- EY celebrates 10 years of Young Tax Professional of the Year (YTPY) in 2020
- Finalists from 32 countries competed in the first ever virtual EY YTPY
- Winner to gain first-hand experience in several EY member firm offices
Malaysia finalist Ashley Lim Siew Fern has been named 2020 EY Young Tax Professional of the Year (YTPY). Ashley was selected from 32 finalists from around the world who competed in a series of virtual workshops and presentations designed to showcase their knowledge of the international tax system. This year represents the 10th year of the EY flagship tax talent program, and the first time that YTPY has been conducted in a virtual format due to the COVID-19 pandemic.
Ashley will now have the opportunity to gain first-hand experience at EY member firm offices in London, New York and Hong Kong as part of a 30-day world trip – pending jurisdiction restrictions due to the COVID-19 pandemic. The United Kingdom representative Madelaine Bewlay took second prize, while Joshua Mok of Oceania was awarded third prize.
Since the competition was launched by EY in 2010, more than 40,000 young tax professionals from around the world have participated. While the pandemic has required the competition to take place virtually this year, 2020 saw more participants represented from more parts of the world than in previous years, with over half of the finalists’ female.

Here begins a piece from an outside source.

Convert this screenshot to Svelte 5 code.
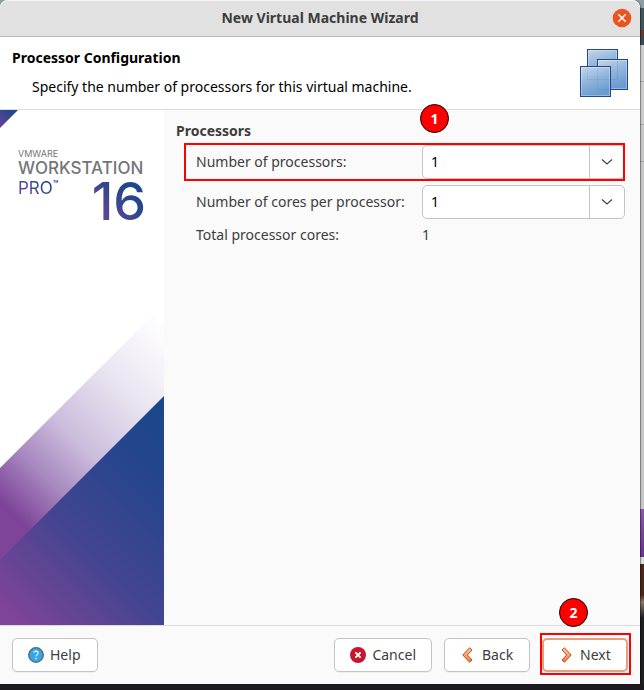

Kate Barton, EY Global Vice Chair – Tax, says:
“In a challenging economic environment, it is more vital than ever that we continue to invest in the next generation of tax talent. It is a privilege to provide EY Young Tax Professional of the Year participants with the opportunity to learn first-hand about the international tax system, law and the people agenda, while networking with leading EY tax professionals, and their student and graduate peers internationally.
“When I joined EY as an intern 35 years ago, it would have been unimaginable to think of just how transformative digital technologies would become to the tax profession, and as the competition goes virtual, I am thrilled with the digital ingenuity and ideas participants have brought to solving the challenges presented during the competition. As COVID-19 compounds global uncertainty and accelerates the rate and pace of digital and legislative change, and with tax policy at the epicenter of much of this change, there has never been a more exciting time to build a career in tax.”

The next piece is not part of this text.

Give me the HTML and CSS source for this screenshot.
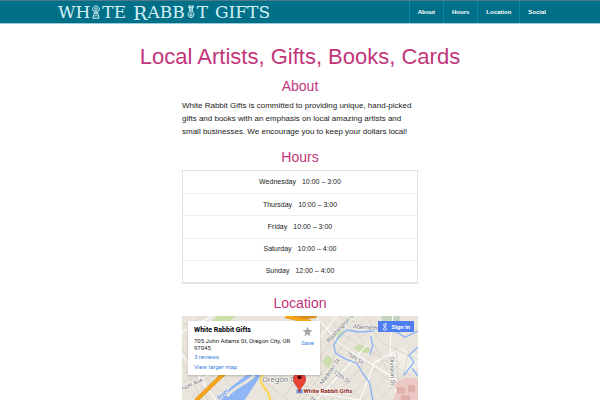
FILE: index.html
```html
<!DOCTYPE html>
<html lang="en">
<head>
<meta charset="utf-8">
<meta name="viewport" content="width=device-width, initial-scale=1">
<title>White Rabbit Gifts</title>
<link rel="stylesheet" href="styles.css">
</head>
<body>
<header class="topbar">
  <a class="logo" href="#" aria-label="White Rabbit Gifts">
    <span class="word"><span>WH</span><svg class="glyph" viewBox="0 0 8 14" aria-hidden="true"><path d="M2.600 7.200A3.300 3.300 0 1 1 5.400 7.200L7.200 13.200H.8Z"/><path d="M3.300 4.900A1.200 1.200 0 1 1 4.700 4.900L5 8.600H3Z"/><path d="M2.600 10.800H5.400"/></svg><span>TE</span></span>
    <span class="word"><span><span class="swash">R</span>ABB</span><svg class="glyph" viewBox="0 0 8 14" aria-hidden="true"><path d="M1.200 1H6.800M1.600 2.600H6.400M2 1L3 6C1.400 7.400 1 9 1.400 10.800A2.800 2.800 0 0 0 6.600 10.800C7 9 6.600 7.400 5 6L6 1M4 3V8"/><circle cx="4" cy="10" r="1.100"/></svg><span>T</span></span>
    <span class="word">GIFTS</span>
  </a>
  <nav class="menu">
    <a href="#about">About</a>
    <a href="#hours">Hours</a>
    <a href="#location">Location</a>
    <a href="#social">Social</a>
  </nav>
</header>
<main class="page">
  <h1>Local Artists, Gifts, Books, Cards</h1>
  <section id="about">
    <h2>About</h2>
    <p>White Rabbit Gifts is committed to providing unique, hand-picked gifts and books with an emphasis on local amazing artists and small businesses. We encourage you to keep your dollars local!</p>
  </section>
  <section id="hours">
    <h2>Hours</h2>
    <ul class="hours">
      <li><span>Wednesday</span><span>10:00 – 3:00</span></li>
      <li><span>Thursday</span><span>10:00 – 3:00</span></li>
      <li><span>Friday</span><span>10:00 – 3:00</span></li>
      <li><span>Saturday</span><span>10:00 – 4:00</span></li>
      <li><span>Sunday</span><span>12:00 – 4:00</span></li>
    </ul>
  </section>
  <section id="location" class="location">
    <h2>Location</h2>
    <div class="map">
      <svg class="tiles" viewBox="0 0 235 84" preserveAspectRatio="xMidYMin slice" role="img" aria-label="Street map of Oregon City">
        <rect width="235" height="84" fill="#e9e5dc"/>
        <path d="M35 0H53L47 6H30Z M153 17l5-6 4 5-6 8Z M139 46l6-7 6 5-5 8Z M170 32l5-3 9 1 4 4-4 3-8-2Z" fill="#cadfaa"/>
        <path d="M199 0h18v7h-18Z" fill="#c3d3bd"/>
        <path d="M207 40l12-8 16 6v14l-14 6-12-6Z" fill="#f1eee8"/>
        <g fill="none" stroke="#d6d1c8" stroke-width=".8">
          <path d="M0 10L24 0M0 24L14 12M0 32L26 84M0 47L20 84M6 44L48 84M2 57L18 50M0 67L30 52M10 80L38 60M16 52L28 68M28 52L20 62M38 56L60 84"/>
          <path d="M134 0L151 25L170 37L235 84M143 0L163 20L235 64M157 0L180 25M132 36L180 84M132 51L164 84M132 66L150 84M119 84L168 19M132 84L183 25M148 84L196 32M164 84L208 36M180 84L218 46M132 50L154 17M196 84L226 53"/>
          <path d="M86 52L132 84M98 52L143 84M80 64L106 84M90 72L104 54M102 80L119 57M114 84L130 63"/>
          <path d="M184 0L197 26L235 43M176 21L213 0M162 2L199 16M206 18L235 13M191 27L205 56M213 31L217 84M226 35L220 60"/>
        </g>
        <g fill="none" stroke="#fff" stroke-width="1">
          <path d="M0 16L30 0M0 38L34 84M0 73L38 52M132 28L154 0M133 0L156 27L174 39L207 59L235 82M132 76L178 84"/>
          <path d="M177 84L192 46L213 35M210 0L207 29L214 84M134 83L184 29"/>
        </g>
        <path d="M209 67l16-6 10 2v21h-25l4-10Z" fill="#ecc9c5"/>
        <path d="M214 71h8v6h-8ZM225 69h7v7h-7ZM218 79h9v5h-9Z" fill="#dfb0ac"/>
        <path d="M38 84C44 72 55 67 61 61L75 52H84C77 61 70 72 62 84Z" fill="#8eb5f5"/>
        <path d="M45 80C52 70 64 68 72 59" fill="none" stroke="#e9e5dc" stroke-width="3"/>
        <path d="M235 31L226 39L231 46L221 59M188 20L190 30L187 38M235 15L222 21L209 13L200 9L191 15L176 16L164 14L156 21L151 29L153 37L163 43L174 47L180 57L187 67L190 84M235 60L229 52" fill="none" stroke="#8eb5f5" stroke-width="1.4" stroke-linejoin="round"/>
        <path d="M103 0L128 6M14 84L43 56L50 49M112 2L134 0" fill="none" stroke="#d98e1f" stroke-width="4"/>
        <path d="M103 0L128 6M14 84L43 56L50 49" fill="none" stroke="#f9a71a" stroke-width="3"/>
        <path d="M88 84L86 77L79 67V60L85 51" fill="none" stroke="#fbd85b" stroke-width="2.4"/>
        <g class="road">
          <text transform="translate(-6 77) rotate(-24)">Sunset Ave</text>
          <text transform="translate(37 84) rotate(-45)" class="river">River</text>
          <text transform="translate(146 27) rotate(-47)">Washington St</text>
          <text transform="translate(170 12) rotate(5)">Abernethy</text>
          <text transform="translate(163 38) rotate(34)">15th St</text>
          <text transform="translate(150 57) rotate(34)">12th St</text>
          <text transform="translate(140 69) rotate(-55)">Madison St</text>
          <text transform="translate(207 41) rotate(88)">Division St</text>
          <text transform="translate(126 83) rotate(34)">7th St</text>
        </g>
        <text x="80" y="66" class="town">Oregon City</text>
        <rect x="114" y="73" width="6" height="4" fill="#6e8fd0"/>
        <path d="M117 76C116.500 70 111 69 111 62.500A6 6 0 0 1 123 62.500C123 69 117.500 70 117 76Z" fill="#ea4335" stroke="#b5281e" stroke-width=".7"/>
        <circle cx="117" cy="61" r="2" fill="#4a0c08"/>
        <text x="121" y="77" class="pin">White Rabbit Gifts</text>
      </svg>
      <div class="card">
        <div class="place">
          <h3>White Rabbit Gifts</h3>
          <address>705 John Adams St, Oregon City, OR 97045</address>
          <a href="#reviews">3 reviews</a>
          <a href="#map">View larger map</a>
        </div>
        <button class="save" type="button"><svg viewBox="0 0 12 12" aria-hidden="true"><path d="M6 .5l1.500 3.800 4 .3-3.100 2.600 1 4L6 9l-3.400 2.200 1-4L.5 4.600l4-.3Z" fill="#a5a5a5"/></svg>Save</button>
      </div>
      <button class="signin" type="button"><svg viewBox="0 0 6 9" aria-hidden="true"><path d="M5.200 1H2.800a1.500 1.500 0 1 0 .2 3c.9 0 1.300-.8 1.200-1.600L3.800 1M3 4c-.5.6.2.9.8 1.300C5.700 6.500 4.700 8 3 8 .7 8 .2 6.300 1.600 5.700 2.200 5.400 3 5.400 3.600 5.300" fill="none" stroke="#fff" stroke-width=".9"/></svg>Sign in</button>
    </div>
  </section>
</main>
</body>
</html>
```
FILE: styles.css
```css
* { box-sizing: border-box; }

body {
  margin: 0;
  height: 100vh;
  display: flex;
  flex-direction: column;
  overflow: hidden;
  background: #fff;
  color: #222;
  font-family: "Liberation Sans", Arial, sans-serif;
}

a { text-decoration: none; }

.topbar {
  flex: none;
  display: flex;
  justify-content: space-between;
  height: 24px;
  padding: 0 46px 0 58px;
  background: #007089;
  border-top: 1px solid #4a7b86;
  border-bottom: 1px solid #9bcbd7;
}

.logo {
  display: flex;
  align-items: center;
  gap: 7px;
  color: #d3f0f5;
  font: 17px/20px "DejaVu Serif", serif;
}

.word { display: flex; align-items: center; gap: 2px; }
.swash { font-size: 19px; line-height: 16px; vertical-align: -2px; }

.glyph {
  width: 8px;
  height: 14px;
  fill: none;
  stroke: #d3f0f5;
  stroke-width: 1;
}

.menu { display: flex; }

.menu a {
  padding: 0 8px;
  border-left: 1px solid #0a8aa3;
  color: #fff;
  font-size: 6px;
  font-weight: bold;
  line-height: 22px;
}

.page {
  flex: 1;
  display: flex;
  flex-direction: column;
  min-height: 0;
  padding-top: 19px;
}

h1, h2 {
  margin: 0;
  color: #c2357b;
  font-weight: normal;
  text-align: center;
}

h1 { font-size: 22px; line-height: 28px; }
h2 { font-size: 14px; line-height: 18px; }

section {
  width: 100%;
  max-width: 236px;
  margin: 0 auto;
  padding-top: 6px;
}

p {
  margin: 4px 0;
  font-size: 8px;
  line-height: 13px;
}

.hours {
  display: grid;
  grid-auto-rows: 1fr;
  min-height: 114px;
  margin: 4px 0;
  padding: 0;
  list-style: none;
  border: 1px solid #e2e2e2;
  border-bottom-width: 2px;
}

.hours li {
  display: flex;
  align-items: center;
  justify-content: center;
  gap: 6px;
  font-size: 7px;
  line-height: 10px;
}

.hours li + li { border-top: 1px solid #eee; }

.location {
  flex: 1;
  display: flex;
  flex-direction: column;
  min-height: 0;
}

.map {
  position: relative;
  flex: 1;
  min-height: 0;
  margin-top: 4px;
  overflow: hidden;
  font-family: Roboto, sans-serif;
}

.tiles { display: block; width: 100%; height: 100%; }

.road text { font-size: 6px; fill: #6b6b6b; stroke: #fff; stroke-width: 1px; paint-order: stroke; }
.road .river { fill: #3f78cf; }
.town { font-size: 8px; fill: #777; stroke: #fff; stroke-width: 1px; paint-order: stroke; }
.pin { font-size: 6px; font-weight: bold; fill: #8c1a14; stroke: #fff; stroke-width: 1px; paint-order: stroke; }

.card {
  position: absolute;
  top: 5px;
  left: 6px;
  display: flex;
  width: 132px;
  padding: 5px 6px 3px;
  background: #fff;
  box-shadow: 0 1px 2px #0003;
}

.place { flex: 1; font-size: 6px; line-height: 10px; }

.place h3 { margin: 0 0 2px; color: #000; font-size: 7px; line-height: 9px; font-weight: bold; }

.place address { margin-bottom: 1px; font-style: normal; line-height: 7px; }

.place a { display: block; color: #3a84df; }

.save, .signin {
  border: 0;
  padding: 0;
  font-family: inherit;
}

.save {
  align-self: flex-start;
  display: flex;
  flex-direction: column;
  align-items: center;
  background: none;
  color: #3a84df;
  font-size: 6px;
  line-height: 11px;
}

.save svg { width: 11px; height: 11px; }

.signin {
  position: absolute;
  top: 5px;
  right: 4px;
  display: flex;
  align-items: center;
  gap: 3px;
  height: 11px;
  padding: 0 4px;
  background: #4d7df0;
  color: #fff;
  font-size: 6px;
  font-weight: bold;
}

.signin svg { width: 6px; height: 8px; }
```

EY Young Tax Professional of the Year was established to reward and foster the next generation of tax leaders. All competitors are selected by EY member firms in their local market – in collaboration with local universities – before they go on to represent their jurisdiction in the global final.
This year included candidates from 32 jurisdictions who virtually participated in technical workshops, case studies and interviews before a judging panel, which included EY leaders, academics, tax revenue authorities and tax directors from major multinational companies.
Jennifer Wishnie, EY Young Tax Professional of the Year sponsor and EY Global Tax Talent Leader, says:
“This year’s competition has provided participants with a glimpse of just how dynamic – and global – a career in tax can be. Every year, YTPY provides an invaluable environment for young tax professionals to advance their knowledge of the international tax system in order to develop their careers and become trusted business advisors.”